**Records for this exercise**:

☆ ☆ ☆ ☆ ☆

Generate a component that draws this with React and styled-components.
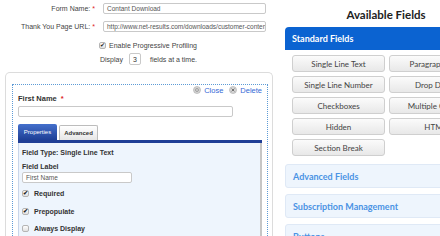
import React from 'react'
import styled, { createGlobalStyle } from 'styled-components'

const GlobalStyle = createGlobalStyle`
  html, body {
    margin: 0;
    padding: 0;
    background: #fff;
    overflow: hidden;
  }
  * { box-sizing: border-box; }
`

const Page = styled.div`
  width: 440px;
  height: 236px;
  display: flex;
  overflow: hidden;
`

const Left = styled.div`
  width: 280px;
  flex-shrink: 0;
  padding-top: 3px;
  font-family: "Liberation Sans", Arial, sans-serif;
`

const FormRow = styled.div`
  display: grid;
  grid-template-columns: 95px 163px;
  column-gap: 8px;
  align-items: center;
  margin-bottom: ${p => p.$gap || 7}px;
`

const Label = styled.label`
  text-align: right;
  font-size: 7px;
  color: #444;
`

const Req = styled.span`
  color: #d22;
  margin-left: 2px;
`

const TextInput = styled.div`
  height: 11px;
  width: ${p => p.$w || '100%'};
  border: 1px solid #c9c9c9;
  border-radius: 2px;
  font-size: 6.5px;
  line-height: 9px;
  padding: 0 3px;
  color: #555;
  white-space: nowrap;
  overflow: hidden;
  background: #fff;
`

const OptionRow = styled.div`
  display: flex;
  align-items: center;
  gap: ${p => p.$gap || 3}px;
  margin-left: ${p => p.$indent}px;
  height: ${p => p.$h || 10}px;
  margin-bottom: ${p => p.$mb || 0}px;
  font-size: 7px;
  color: #444;
`

const SmallBox = styled.div`
  width: 12px;
  height: 12px;
  border: 1px solid #c9c9c9;
  border-radius: 2px;
  font-size: 7px;
  display: flex;
  align-items: center;
  justify-content: center;
  color: #333;
  margin: 0 6px 0 3px;
`

const Check = styled.span`
  width: 7px;
  height: 7px;
  border: 1px solid #b5b5b5;
  border-radius: 2px;
  background: linear-gradient(#fdfdfd, #e2e2e2);
  display: inline-flex;
  align-items: center;
  justify-content: center;
  font-size: 6px;
  line-height: 1;
  color: #222;
  flex-shrink: 0;
`

const Card = styled.div`
  margin: 0 7px 0 5px;
  height: 200px;
  border: 1px solid #dcdcdc;
  border-bottom: none;
  border-radius: 5px 5px 0 0;
  padding: 11px 4px 0 6px;
`

const Dotted = styled.div`
  height: 200px;
  border: 1px dotted #5d9bd6;
  border-bottom: none;
  padding: 0 5px 0 5px;
`

const Actions = styled.div`
  height: 10px;
  display: flex;
  justify-content: flex-end;
  align-items: center;
  gap: 6px;
`

const Action = styled.span`
  display: inline-flex;
  align-items: center;
  gap: 3px;
  font-size: 7.5px;
  color: #3569d6;
`

const FieldTitle = styled.div`
  font-size: 7.5px;
  font-weight: bold;
  line-height: 8px;
  color: #333;
  margin-bottom: 3px;
`

const Tabs = styled.div`
  margin-top: 7px;
  display: flex;
  align-items: flex-end;
  gap: 2px;
  height: 16px;
`

const Tab = styled.div`
  width: ${p => p.$w}px;
  height: ${p => (p.$active ? 16 : 15)}px;
  border-radius: 2px 2px 0 0;
  font-size: 6px;
  display: flex;
  align-items: center;
  justify-content: center;
  background: ${p => (p.$active ? 'linear-gradient(#4470cc, #1e3f96)' : 'linear-gradient(#ffffff, #e6e6e6)')};
  color: ${p => (p.$active ? '#fff' : '#333')};
  border: ${p => (p.$active ? 'none' : '1px solid #bcbcbc')};
  border-bottom: none;
  font-weight: ${p => (p.$active ? 'normal' : 'bold')};
`

const TabBar = styled.div`
  height: 3px;
  background: #1f3e96;
`

const Panel = styled.div`
  height: 120px;
  background: #eef5fd;
  border-left: 1px solid #c9d6ea;
  border-right: 2px solid #c6c6c6;
  padding: 5px 4px 0 3px;
`

const PanelText = styled.div`
  font-size: 7px;
  font-weight: bold;
  line-height: 9px;
  color: #333;
  margin-top: ${p => p.$mt || 0}px;
`

const CheckRow = styled.div`
  display: flex;
  align-items: center;
  gap: 5px;
  height: 10px;
  margin-top: ${p => p.$mt}px;
  font-size: 7px;
  font-weight: bold;
  color: #333;
`

const Right = styled.div`
  width: 202px;
  flex-shrink: 0;
  margin-left: 5px;
  font-family: Lato, "Open Sans", sans-serif;
`

const Title = styled.div`
  padding-top: 8px;
  height: 27px;
  text-align: center;
  font-size: 11.5px;
  font-weight: bold;
  color: #222;
  line-height: 14px;
`

const SectionHead = styled.div`
  height: 23px;
  background: #0b63d1;
  border-radius: 4px 0 0 0;
  color: #fff;
  font-size: 9px;
  font-weight: bold;
  display: flex;
  align-items: center;
  padding-left: 7px;
`

const Grid = styled.div`
  display: grid;
  grid-template-columns: 93px 93px;
  column-gap: 4px;
  row-gap: 4px;
  padding: 5px 0 0 7px;
`

const FieldButton = styled.div`
  height: 17px;
  border: 1px solid #cfcfcf;
  border-radius: 3px;
  background: linear-gradient(#fbfbfb, #e8e8e8);
  font-size: 8px;
  color: #444;
  display: flex;
  align-items: center;
  justify-content: center;
  white-space: nowrap;
  overflow: hidden;
`

const Collapsed = styled.div`
  height: 24px;
  margin-top: ${p => p.$mt || 7}px;
  background: #eef5fd;
  border: 1px solid #dfe9f6;
  border-radius: 3px;
  color: #4a93e4;
  font-size: 9px;
  font-weight: bold;
  display: flex;
  align-items: center;
  padding-left: 7px;
`

const CloseIcon = () => (
  <svg width="8" height="8" viewBox="0 0 8 8">
    <circle cx="4" cy="4" r="3.5" fill="#d6d6d6" stroke="#aaa" strokeWidth="0.6" />
    <circle cx="4" cy="4" r="1.5" fill="none" stroke="#888" strokeWidth="0.7" />
  </svg>
)

const DeleteIcon = () => (
  <svg width="8" height="8" viewBox="0 0 8 8">
    <circle cx="4" cy="4" r="3.5" fill="#d6d6d6" stroke="#aaa" strokeWidth="0.6" />
    <path d="M2.6 2.6 L5.4 5.4 M5.4 2.6 L2.6 5.4" stroke="#666" strokeWidth="0.9" />
  </svg>
)

const buttons = [
  'Single Line Text', 'Paragraph Text',
  'Single Line Number', 'Drop Down',
  'Checkboxes', 'Multiple Choice',
  'Hidden', 'HTML',
  'Section Break',
]

export default function App() {
  return (
    <Page>
      <GlobalStyle />
      <Left>
        <FormRow>
          <Label>Form Name:<Req>*</Req></Label>
          <TextInput>Contant Download</TextInput>
        </FormRow>
        <FormRow $gap={8}>
          <Label>Thank You Page URL:<Req>*</Req></Label>
          <TextInput>http://www.net-results.com/downloads/customer-contents</TextInput>
        </FormRow>
        <OptionRow $indent={99} $gap={3} $mb={3}>
          <Check>✔</Check>
          Enable Progressive Profiling
        </OptionRow>
        <OptionRow $indent={100} $h={12} $gap={0} $mb={7}>
          Display<SmallBox>3</SmallBox>fields at a time.
        </OptionRow>
        <Card>
          <Dotted>
            <Actions>
              <Action><CloseIcon />Close</Action>
              <Action><DeleteIcon />Delete</Action>
            </Actions>
            <FieldTitle>First Name <Req>*</Req></FieldTitle>
            <TextInput $w="215px" />
            <Tabs>
              <Tab $active $w={39}>Properties</Tab>
              <Tab $w={39}>Advanced</Tab>
            </Tabs>
            <TabBar />
            <Panel>
              <PanelText>Field Type: Single Line Text</PanelText>
              <PanelText $mt={5}>Field Label</PanelText>
              <TextInput $w="110px" style={{ marginTop: 1 }}>First Name</TextInput>
              <CheckRow $mt={5}><Check>✔</Check>Required</CheckRow>
              <CheckRow $mt={8}><Check>✔</Check>Prepopulate</CheckRow>
              <CheckRow $mt={7}><Check />Always Display</CheckRow>
            </Panel>
          </Dotted>
        </Card>
      </Left>
      <Right>
        <Title>Available Fields</Title>
        <SectionHead>Standard Fields</SectionHead>
        <Grid>
          {buttons.map(b => <FieldButton key={b}>{b}</FieldButton>)}
        </Grid>
        <Collapsed $mt={8}>Advanced Fields</Collapsed>
        <Collapsed $mt={6}>Subscription Management</Collapsed>
        <Collapsed $mt={6}>Buttons</Collapsed>
      </Right>
    </Page>
  )
}
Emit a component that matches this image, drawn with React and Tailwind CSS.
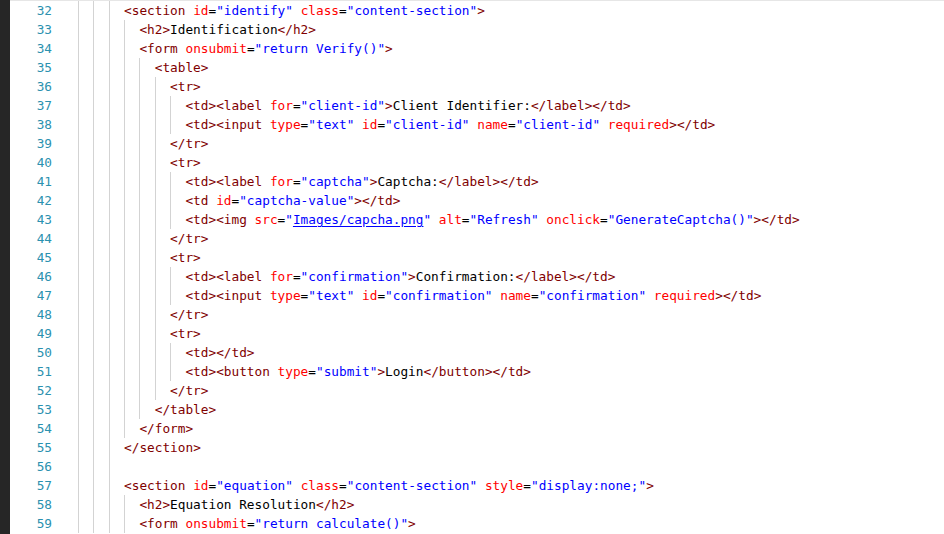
import React from 'react';

const lines = [
  [3, '<section id="identify" class="content-section">'],
  [4, '<h2>Identification</h2>'],
  [4, '<form onsubmit="return Verify()">'],
  [5, '<table>'],
  [6, '<tr>'],
  [7, '<td><label for="client-id">Client Identifier:</label></td>'],
  [7, '<td><input type="text" id="client-id" name="client-id" required></td>'],
  [6, '</tr>'],
  [6, '<tr>'],
  [7, '<td><label for="captcha">Captcha:</label></td>'],
  [7, '<td id="captcha-value"></td>'],
  [7, '<td><img src="Images/capcha.png" alt="Refresh" onclick="GenerateCaptcha()"></td>'],
  [6, '</tr>'],
  [6, '<tr>'],
  [7, '<td><label for="confirmation">Confirmation:</label></td>'],
  [7, '<td><input type="text" id="confirmation" name="confirmation" required></td>'],
  [6, '</tr>'],
  [6, '<tr>'],
  [7, '<td></td>'],
  [7, '<td><button type="submit">Login</button></td>'],
  [6, '</tr>'],
  [5, '</table>'],
  [4, '</form>'],
  [3, '</section>'],
  [3, ''],
  [3, '<section id="equation" class="content-section" style="display:none;">'],
  [4, '<h2>Equation Resolution</h2>'],
  [4, '<form onsubmit="return calculate()">'],
];

// tiny html tokenizer: tag (dark red), attr name (red), value (blue), text (black)
const tokenize = (src) => {
  const out = [];
  let i = 0;
  while (i < src.length) {
    if (src[i] === '<') {
      let j = i + 1;
      while (j < src.length && /[\/a-zA-Z0-9]/.test(src[j])) j++;
      out.push({ t: 'tag', v: src.slice(i, j) });
      i = j;
      while (i < src.length && src[i] !== '>') {
        if (src[i] === ' ' || src[i] === '=') {
          out.push({ t: 'text', v: src[i] });
          i++;
        } else if (src[i] === '"') {
          const k = src.indexOf('"', i + 1);
          out.push({ t: 'val', v: src.slice(i, k + 1) });
          i = k + 1;
        } else {
          let k = i;
          while (k < src.length && /[a-z\-]/.test(src[k])) k++;
          out.push({ t: 'attr', v: src.slice(i, k) });
          i = k;
        }
      }
      out.push({ t: 'tag', v: '>' });
      i++;
    } else {
      const k = src.indexOf('<', i);
      const end = k === -1 ? src.length : k;
      out.push({ t: 'text', v: src.slice(i, end) });
      i = end;
    }
  }
  return out;
};

const Token = ({ tok }) => {
  if (tok.t === 'tag') return <span className="text-[#800000]">{tok.v}</span>;
  if (tok.t === 'attr') return <span className="text-[#ff0000]">{tok.v}</span>;
  if (tok.t === 'val') {
    // file paths get the link underline
    if (tok.v === '"Images/capcha.png"') {
      return (
        <span className="text-[#0000ff]">
          "<span className="underline underline-offset-[2px]">Images/capcha.png</span>"
        </span>
      );
    }
    return <span className="text-[#0000ff]">{tok.v}</span>;
  }
  return <span className="text-black">{tok.v}</span>;
};

const CodeLine = ({ num, indent, src }) => (
  <div className="flex h-[19px] items-stretch">
    <div className="w-[68px] shrink-0 pr-[26px] text-right leading-[19px] text-[#2b91af]">{num}</div>
    <div className="flex items-stretch whitespace-pre leading-[19px]">
      {Array.from({ length: indent }).map((_, k) => (
        <span key={k} className="w-[2ch] shrink-0 border-l border-[#d3d3d3]" />
      ))}
      <span>
        {tokenize(src).map((tok, k) => (
          <Token key={k} tok={tok} />
        ))}
      </span>
    </div>
  </div>
);

const App = () => {
  return (
    <div
      className="flex h-[534px] w-[944px] overflow-hidden bg-white text-[12.75px]"
      style={{ fontFamily: '"DejaVu Sans Mono", "Liberation Mono", monospace' }}
    >
      <div className="w-[10px] shrink-0 bg-[#262626]" />
      <div className="flex-1 border-t border-[#e6e6e6]">
        {lines.map(([indent, src], i) => (
          <CodeLine key={i} num={32 + i} indent={indent} src={src} />
        ))}
      </div>
    </div>
  );
};

export default App;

☆ ☆ ☆ ☆ ☆

**What the task asks**:
Gather, from the listing above, every line carrying the word "components".

**Complete answer**:
Generate a component that draws this with React and styled-components.
import styled, { createGlobalStyle } from 'styled-components'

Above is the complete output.